L’agenda di Lavinia è più fitta che mai. Posa dritta, tacco alto, abito lungo, la potete vedere e ascoltare in ogni parte d’Italia. Il 2 giugno era al Ravenna Festival e il 27 giugno a Spoleto per il Festival dei due mondi. Poi tocca a Trieste, a Madrid e alla Francia ad agosto. Sono molte le orchestre italiane che hanno visto la collaborazione di Lavinia. Dall’età di tredici anni collabora con varie formazioni orchestrali, tra cui l’Orchestra Città di Ferrara, l’Orchestra delle Venezie, Orchestra Nazionale dei Conservatori Italiani, l’Accademia musicale di Schio e quella di S.Giorgio.

“Ascolti solo musica classica. O c’è posto anche per l’heavy metal?”

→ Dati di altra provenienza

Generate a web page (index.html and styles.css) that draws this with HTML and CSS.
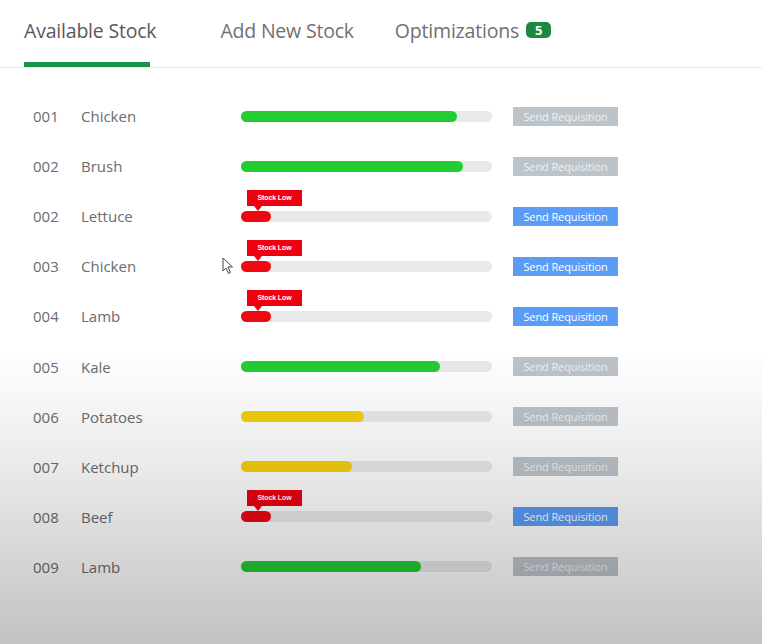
FILE: index.html
```html
<!DOCTYPE html>
<html>
<head>
<meta charset="utf-8">
<link rel="stylesheet" href="styles.css">
</head>
<body>
<div class="page">
  <nav class="tabs">
    <div class="tab tab-active">Available Stock</div>
    <div class="tab tab-add">Add New Stock</div>
    <div class="tab">Optimizations <span class="badge">5</span></div>
  </nav>
  <div class="list">
    <div class="row"><span class="id">001</span><span class="name">Chicken</span><div class="bar"><div class="fill green" style="width:216px"></div></div><button class="btn off">Send Requisition</button></div>
    <div class="row"><span class="id">002</span><span class="name">Brush</span><div class="bar"><div class="fill green" style="width:222px"></div></div><button class="btn off">Send Requisition</button></div>
    <div class="row"><span class="id">002</span><span class="name">Lettuce</span><div class="bar"><div class="tip">Stock Low</div><div class="fill red" style="width:30px"></div></div><button class="btn on">Send Requisition</button></div>
    <div class="row"><span class="id">003</span><span class="name">Chicken</span><div class="bar"><div class="tip">Stock Low</div><div class="fill red" style="width:30px"></div></div><button class="btn on">Send Requisition</button>
      <svg class="cursor" width="12" height="18" viewBox="0 0 12 18"><path d="M1 1 L1 14 L4 11 L6.5 16.5 L8.5 15.5 L6 10 L10.5 10 Z" fill="#fff" stroke="#444" stroke-width="1"/></svg>
    </div>
    <div class="row"><span class="id">004</span><span class="name">Lamb</span><div class="bar"><div class="tip">Stock Low</div><div class="fill red" style="width:30px"></div></div><button class="btn on">Send Requisition</button></div>
    <div class="row"><span class="id">005</span><span class="name">Kale</span><div class="bar"><div class="fill green" style="width:199px"></div></div><button class="btn off">Send Requisition</button></div>
    <div class="row"><span class="id">006</span><span class="name">Potatoes</span><div class="bar"><div class="fill yellow" style="width:123px"></div></div><button class="btn off">Send Requisition</button></div>
    <div class="row"><span class="id">007</span><span class="name">Ketchup</span><div class="bar"><div class="fill yellow" style="width:111px"></div></div><button class="btn off">Send Requisition</button></div>
    <div class="row"><span class="id">008</span><span class="name">Beef</span><div class="bar"><div class="tip">Stock Low</div><div class="fill red" style="width:30px"></div></div><button class="btn on">Send Requisition</button></div>
    <div class="row"><span class="id">009</span><span class="name">Lamb</span><div class="bar"><div class="fill green" style="width:180px"></div></div><button class="btn off">Send Requisition</button></div>
  </div>
</div>
<div class="shade"></div>
</body>
</html>
```
FILE: styles.css
```css
html, body {
  margin: 0;
  padding: 0;
  height: 100%;
  background: #ffffff;
  overflow: hidden;
}
body {
  font-family: "Open Sans", "Noto Sans", sans-serif;
  color: #666;
}
.page {
  width: 762px;
  height: 644px;
}
.tabs {
  display: flex;
  height: 68px;
  border-bottom: 1px solid #ececee;
  padding-left: 24px;
  box-sizing: border-box;
}
.tab {
  position: relative;
  font-size: 19.5px;
  color: #707074;
  margin-right: 64px;
  display: flex;
  align-items: center;
  height: 67px;
  padding-bottom: 7px;
  box-sizing: border-box;
  letter-spacing: -0.2px;
  white-space: nowrap;
}
.tab-active {
  color: #58585c;
}
.tab-active::after {
  content: "";
  position: absolute;
  left: 0;
  bottom: 0;
  width: 126px;
  height: 5px;
  background: #1a9447;
}
.tab-add {
  margin-right: 41px;
}
.badge {
  display: inline-block;
  margin-left: 7px;
  background: #1b8a3e;
  color: #fff;
  font-size: 13px;
  font-weight: 700;
  line-height: 16px;
  height: 16px;
  padding: 0 9px;
  border-radius: 5px;
  letter-spacing: 0;
}
.list {
  padding-top: 23px;
}
.row {
  position: relative;
  display: flex;
  align-items: center;
  height: 50.1px;
  padding-left: 33px;
}
.id {
  width: 48px;
  font-size: 15px;
  color: #6b6b70;
}
.name {
  width: 160px;
  font-size: 15px;
  color: #6b6b70;
}
.bar {
  position: relative;
  width: 251px;
  height: 11px;
  border-radius: 6px;
  background: #e9e9eb;
  margin-right: 21px;
}
.fill {
  height: 100%;
  border-radius: 6px;
}
.green { background: #22cc33; }
.yellow { background: #f4d00e; }
.red { background: #ee0812; }
.tip {
  position: absolute;
  left: 6px;
  bottom: 16px;
  width: 55px;
  height: 16px;
  background: #ee0010;
  color: #fff;
  font-family: "Liberation Sans", Arial, sans-serif;
  font-size: 7px;
  font-weight: 700;
  line-height: 16px;
  text-align: center;
  letter-spacing: -0.1px;
}
.tip::after {
  content: "";
  position: absolute;
  left: 7px;
  top: 16px;
  border-left: 4px solid transparent;
  border-right: 4px solid transparent;
  border-top: 5px solid #ee0010;
}
.btn {
  width: 105px;
  height: 19px;
  border: none;
  padding: 0;
  font-family: "Open Sans", "Noto Sans", sans-serif;
  font-size: 11px;
  letter-spacing: -0.1px;
}
.btn.off {
  background: #bcc3c9;
  color: #eef1f3;
}
.btn.on {
  background: #5b9cf7;
  color: #ffffff;
}
.cursor {
  position: absolute;
  left: 222px;
  top: 16px;
}
.shade {
  position: absolute;
  left: 0;
  top: 0;
  width: 762px;
  height: 644px;
  pointer-events: none;
  background: linear-gradient(to bottom, rgba(0,0,0,0) 0%, rgba(0,0,0,0) 54%, rgba(0,0,0,0.07) 70%, rgba(0,0,0,0.24) 100%);
}
```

Lavinia ride. Potrebbe parlare con un tono entusiasta anche delle bustine di zucchero di fronte a lei, tanto è traboccante di vita. “Sì, mi piace tutto, anche l’heavy metal! A scuola le mie compagne di banco mi allungavano un auricolare dicendo to’, prova questo. Non sono chiusa né elitaria. Pensa che nel 2013 il Ravenna Festival era dedicato al liscio. Casadei era un virtuoso del violino. Mi sono divertita tantissimo a suonare tutti quei valzer, Muti, invece, era un po’ perplesso. E’ vero, però, che nell’ipod c’è posto solo per il repertorio classico, romantico e contemporaneo, come Prokofiev”.

Sono tante le donne che imbracciano un violino. “A me piacciono le musiciste con un carattere ben definito, una personalità delineata. Molti suonano e riescono solo ad evocare qualcun altro”. E poi ci sono donne come Sophie Mutter e l’olandese Janine Jansen. “Ecco, quando sento Bach suonato da lei la riconosco, dico, questa è la Mutter”.

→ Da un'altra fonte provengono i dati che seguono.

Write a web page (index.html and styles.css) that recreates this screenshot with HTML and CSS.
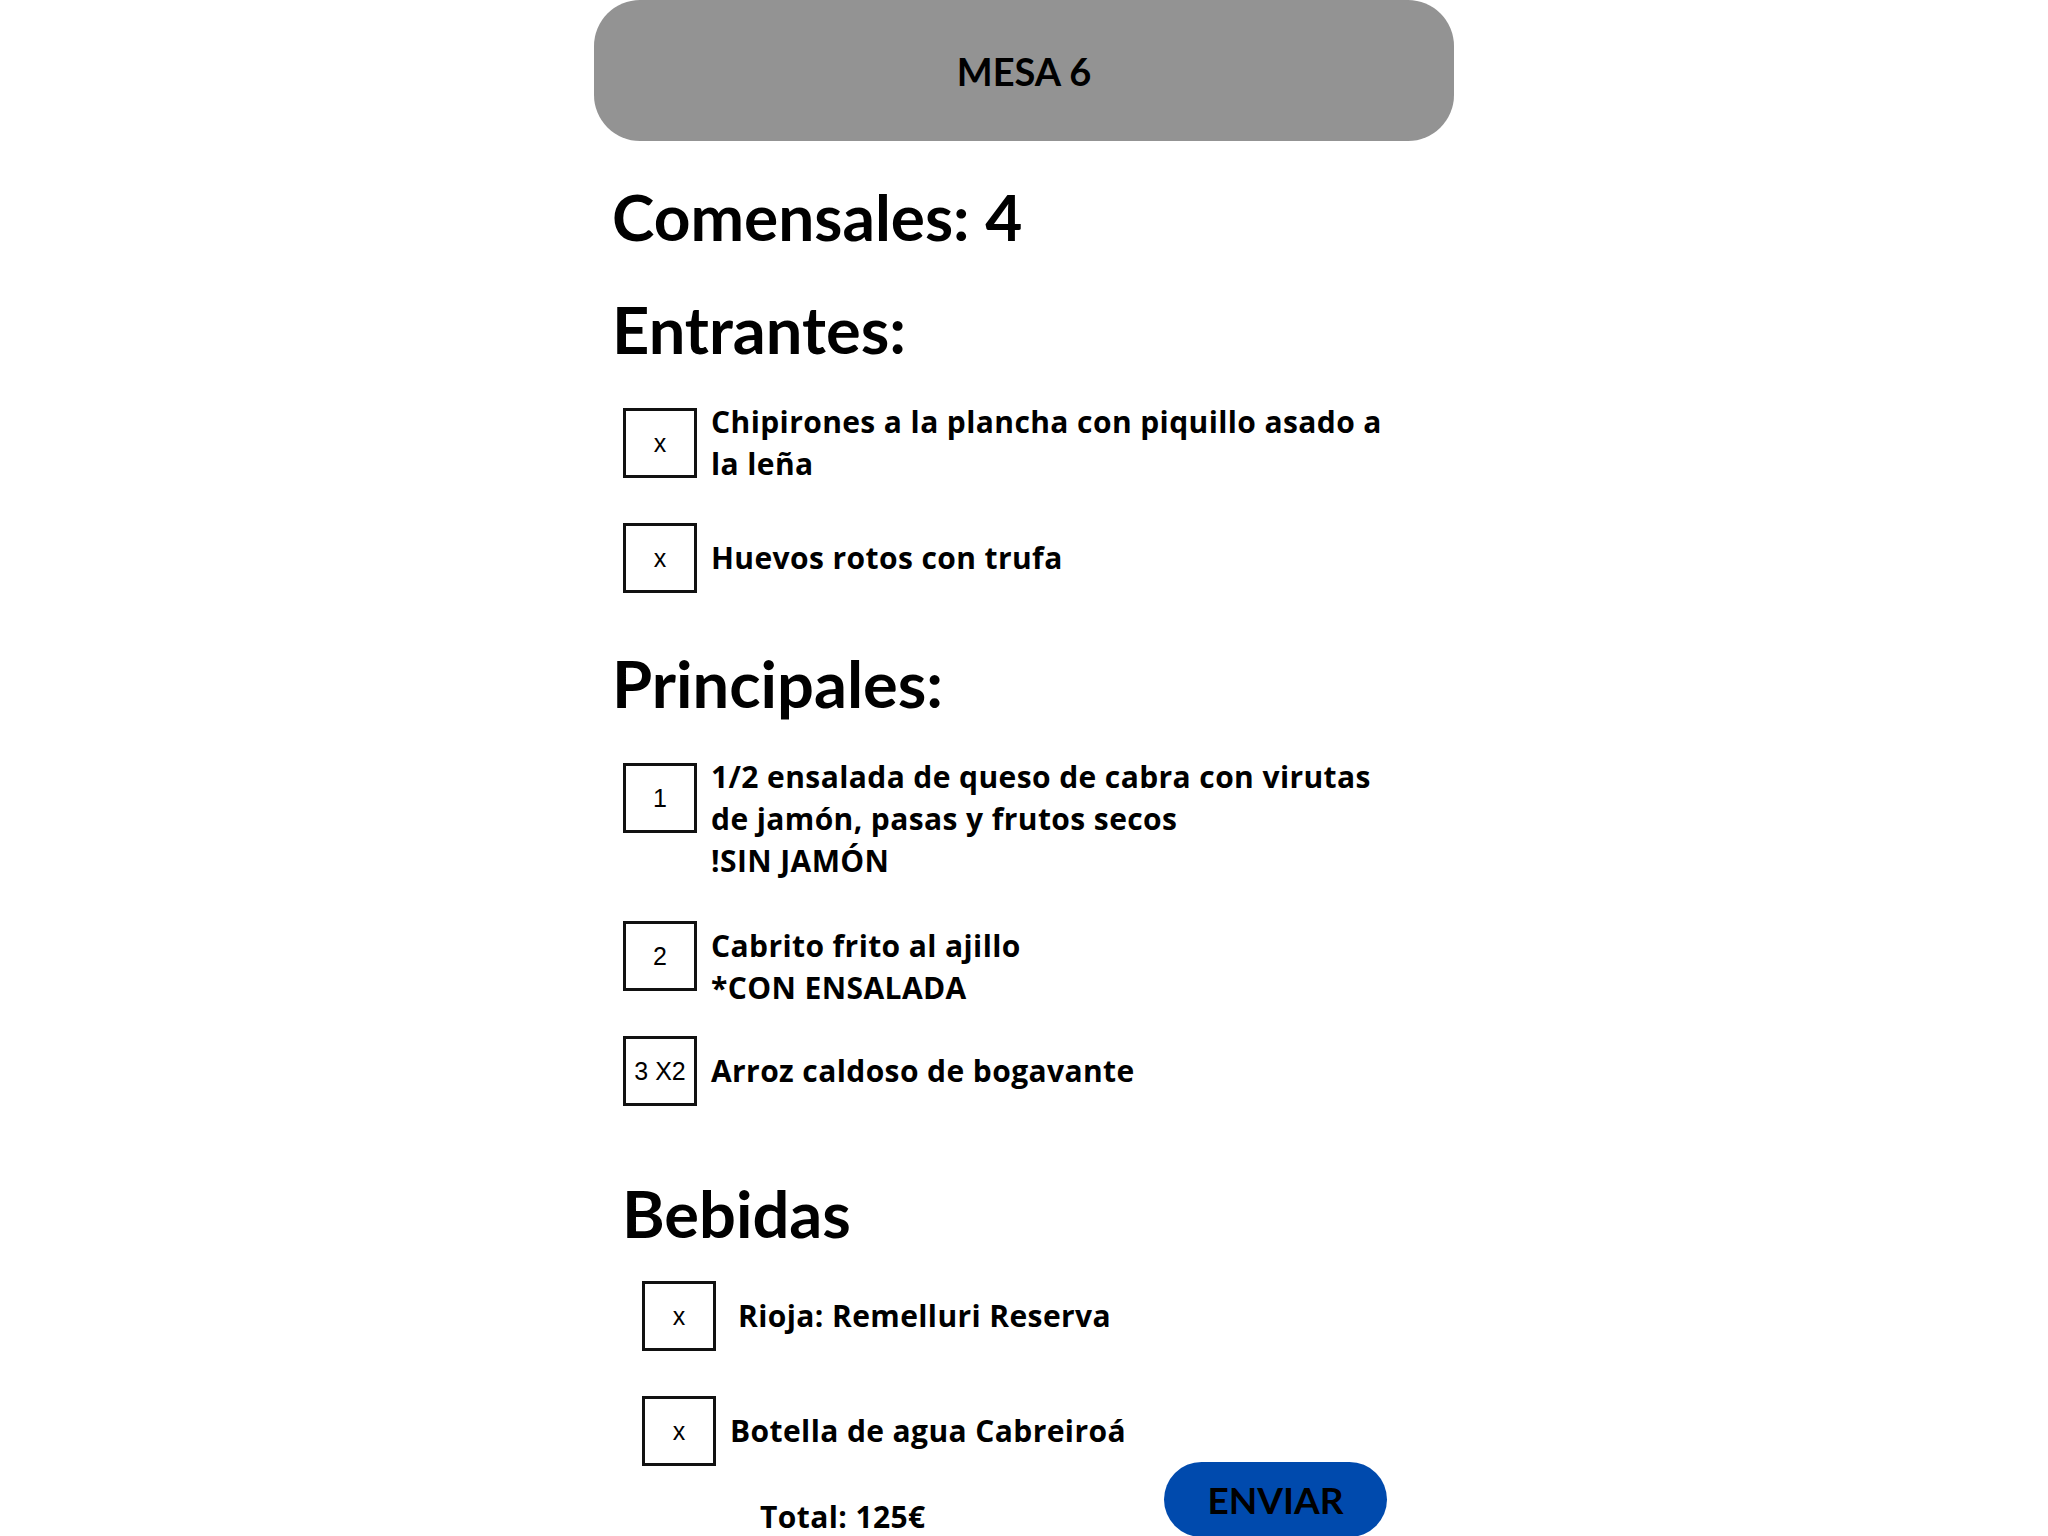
FILE: index.html
```html
<!doctype html>
<html lang="es">

<head>

<meta charset="utf-8">
<title>Mesa 6</title>

<link rel="stylesheet" href="styles.css">

</head>
<body>

<div class="ticket">

  <!-- cabecera de la mesa -->
  <div class="mesa">
    <p>MESA 6</p>
  </div>

  <div class="pedido">

    <h2 class="comensales">Comensales: 4</h2>

    <!-- Entrantes -->
    <h2 class="seccion entrantes">Entrantes:</h2>
    <div class="lista">
      <div class="plato plato-chipirones">
        <div class="caja">x</div>
        <p class="nombre">Chipirones a la plancha con piquillo asado a<br>la leña</p>
      </div>
      <div class="plato plato-huevos">
        <div class="caja">x</div>
        <p class="nombre">Huevos rotos con trufa</p>
      </div>
    </div>

    <!-- Principales -->
    <h2 class="seccion principales">Principales:</h2>
    <div class="lista">
      <div class="plato plato-ensalada arriba">
        <div class="caja">1</div>
        <p class="nombre">1/2 ensalada de queso de cabra con virutas<br>de jamón, pasas y frutos secos<br>!SIN JAMÓN</p>
      </div>
      <div class="plato plato-cabrito arriba">
        <div class="caja">2</div>
        <p class="nombre">Cabrito frito al ajillo<br>*CON ENSALADA</p>
      </div>
      <div class="plato plato-arroz">
        <div class="caja">3 X2</div>
        <p class="nombre">Arroz caldoso de bogavante</p>
      </div>
    </div>

    <!-- Bebidas -->
    <h2 class="seccion bebidas">Bebidas</h2>
    <div class="lista lista-bebidas">
      <div class="plato plato-rioja">
        <div class="caja">x</div>
        <p class="nombre">Rioja: Remelluri Reserva</p>
      </div>
      <div class="plato plato-agua">
        <div class="caja">x</div>
        <p class="nombre">Botella de agua Cabreiroá</p>
      </div>
    </div>

    <div class="pie">
      <p class="total">Total: 125€</p>
      <div class="enviar">ENVIAR</div>
    </div>

  </div>
</div>

</body>

</html>
```

FILE: styles.css
```css
body {
  margin: 0;
  font-family: "Lato", "Liberation Sans", sans-serif;
  color: #000000;
  background-color: #ffffff;
}
.ticket {
  width: 860px;
  margin: 0 auto;
}

/* cabecera gris */
.mesa {
  height: 141px;
  display: flex;
  align-items: center;
  justify-content: center;
  border-radius: 46px;
  background-color: #939393;
}
.mesa p {
  margin: 0;
  font-size: 38px;
  font-weight: 700;
}

.pedido {
  padding: 0 18px;
}
.pedido h2 {
  margin: 0;
  font-size: 65px;
  font-weight: 700;
  line-height: 74px;
}
.comensales {
  margin-top: 39px !important;
  font-size: 64px !important;
}
.entrantes {
  margin-top: 38px !important;
}
.principales {
  margin-top: 53px !important;
}
.bebidas {
  margin-top: 70px !important;
  padding-left: 10px;
}

/* filas de platos */
.lista {
  display: flex;
  flex-direction: column;
  padding-left: 11px;
}
.plato {
  display: flex;
  align-items: center;
}
.plato.arriba {
  align-items: flex-start;
}
.caja {
  flex: none;
  box-sizing: border-box;
  width: 74px;
  height: 70px;
  display: flex;
  align-items: center;
  justify-content: center;
  border: 3px solid #111111;
  font-family: "Liberation Sans", sans-serif;
  font-size: 25px;
  font-weight: 400;
}
.nombre {
  margin: 0 0 0 14px;
  font-family: "Open Sans", "Liberation Sans", sans-serif;
  font-size: 30px;
  font-weight: 700;
  line-height: 42px;
  letter-spacing: 0.4px;
}

.plato-chipirones { margin-top: 35px; }
.plato-huevos { margin-top: 38px; }
.plato-ensalada { margin-top: 36px; }
.plato-ensalada .caja { margin-top: 7px; }
.plato-cabrito { margin-top: 39px; }
.plato-cabrito .nombre { margin-top: 4px; }
.plato-arroz { margin-top: 27px; }

.lista-bebidas {
  padding-left: 30px;
}
.plato-rioja { margin-top: 31px; }
.plato-rioja .nombre { margin-left: 22px; }
.plato-agua { margin-top: 45px; }

/* total y boton */
.pie {
  display: flex;
  align-items: flex-end;
  margin-top: -4px;
}
.total {
  margin: 0 0 0 148px;
  font-family: "Open Sans", "Liberation Sans", sans-serif;
  font-size: 30px;
  font-weight: 700;
  line-height: 40px;
  letter-spacing: 0.4px;
}
.enviar {
  margin-left: auto;
  margin-right: 49px;
  width: 223px;
  height: 75px;
  display: flex;
  align-items: center;
  justify-content: center;
  border-radius: 38px;
  background-color: #004aad;
  font-size: 37px;
  font-weight: 700;
}
```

Ci alziamo dai tavolini. C’è ancora tempo per una sonata di Bach in esclusiva per noi. Poi si corre a casa. Stanotte valigie e domani Bruxelles. Non c’è tempo per dormire. “Dormirò in aereo – dice Lavinia – con lui”.

Voglio creare bravi cittadini. Se un bambino ascolta buona musica dal giorno della sua nascita e impara a suonarla da solo, allora svilupperà sensibilità, disciplina e pazienza. E otterrà uno splendido cuore.